Omit any picture, and return the remaining data exactly as written.
══ Given material
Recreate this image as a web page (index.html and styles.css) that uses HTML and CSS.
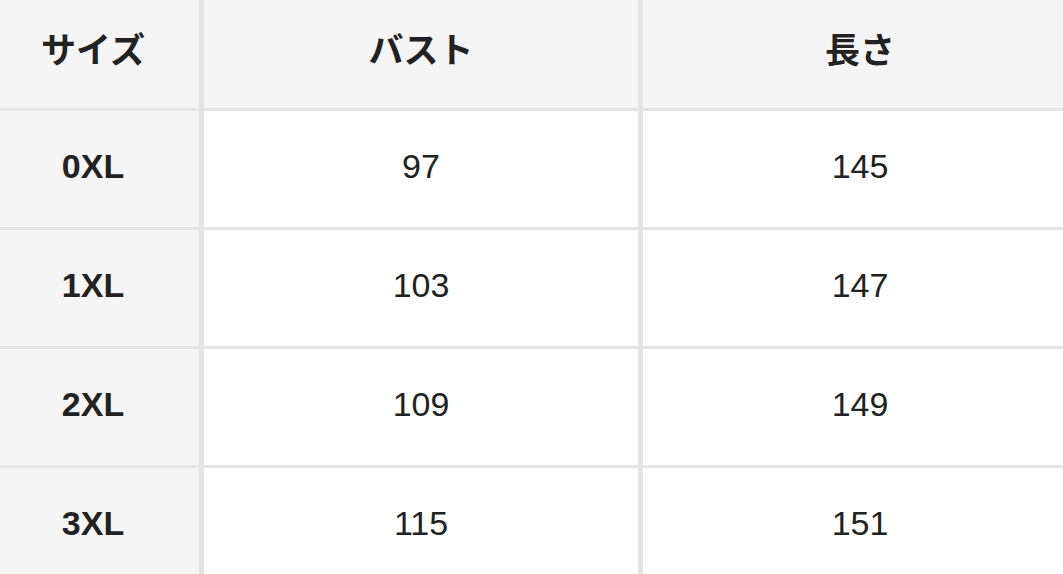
FILE: index.html
```html
<!DOCTYPE html>
<html lang="ja">
<head>
<meta charset="utf-8">
<link rel="stylesheet" href="styles.css">
</head>
<body>
<div class="table">
  <div class="cell head c1">サイズ</div>
  <div class="cell head c2">バスト</div>
  <div class="cell head c3">長さ</div>

  <div class="cell label c1">0XL</div>
  <div class="cell c2">97</div>
  <div class="cell c3">145</div>

  <div class="cell label c1">1XL</div>
  <div class="cell c2">103</div>
  <div class="cell c3">147</div>

  <div class="cell label c1">2XL</div>
  <div class="cell c2">109</div>
  <div class="cell c3">149</div>

  <div class="cell label c1">3XL</div>
  <div class="cell c2">115</div>
  <div class="cell c3">151</div>
</div>
</body>
</html>
```

FILE: styles.css
```css
html, body {
  margin: 0;
  padding: 0;
  width: 1063px;
  height: 574px;
  overflow: hidden;
  background: #ffffff;
}

.table {
  display: grid;
  grid-template-columns: 199px 434px 420px;
  grid-template-rows: 108px repeat(4, 116px);
  column-gap: 5px;
  row-gap: 3px;
  background: #e4e4e4;
  font-family: "Liberation Sans", "Noto Sans CJK JP", sans-serif;
  color: #222222;
  font-size: 34px;
}

.cell {
  display: flex;
  align-items: center;
  justify-content: center;
  background: #ffffff;
  padding-bottom: 5px;
}

.head {
  background: #f5f5f5;
  font-weight: bold;
  font-size: 35px;
  padding-bottom: 13px;
}

.label {
  background: #f5f5f5;
  font-weight: bold;
}

.c1 {
  padding-right: 13px;
}

.c3 {
  padding-left: 14px;
}
```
════
Finished exercise:
Recreate this image as a web page (index.html and styles.css) that uses HTML and CSS.
FILE: index.html
```html
<!DOCTYPE html>
<html lang="ja">
<head>
<meta charset="utf-8">
<link rel="stylesheet" href="styles.css">
</head>
<body>
<div class="table">
  <div class="cell head c1">サイズ</div>
  <div class="cell head c2">バスト</div>
  <div class="cell head c3">長さ</div>

  <div class="cell label c1">0XL</div>
  <div class="cell c2">97</div>
  <div class="cell c3">145</div>

  <div class="cell label c1">1XL</div>
  <div class="cell c2">103</div>
  <div class="cell c3">147</div>

  <div class="cell label c1">2XL</div>
  <div class="cell c2">109</div>
  <div class="cell c3">149</div>

  <div class="cell label c1">3XL</div>
  <div class="cell c2">115</div>
  <div class="cell c3">151</div>
</div>
</body>
</html>
```

FILE: styles.css
```css
html, body {
  margin: 0;
  padding: 0;
  width: 1063px;
  height: 574px;
  overflow: hidden;
  background: #ffffff;
}

.table {
  display: grid;
  grid-template-columns: 199px 434px 420px;
  grid-template-rows: 108px repeat(4, 116px);
  column-gap: 5px;
  row-gap: 3px;
  background: #e4e4e4;
  font-family: "Liberation Sans", "Noto Sans CJK JP", sans-serif;
  color: #222222;
  font-size: 34px;
}

.cell {
  display: flex;
  align-items: center;
  justify-content: center;
  background: #ffffff;
  padding-bottom: 5px;
}

.head {
  background: #f5f5f5;
  font-weight: bold;
  font-size: 35px;
  padding-bottom: 13px;
}

.label {
  background: #f5f5f5;
  font-weight: bold;
}

.c1 {
  padding-right: 13px;
}

.c3 {
  padding-left: 14px;
}
```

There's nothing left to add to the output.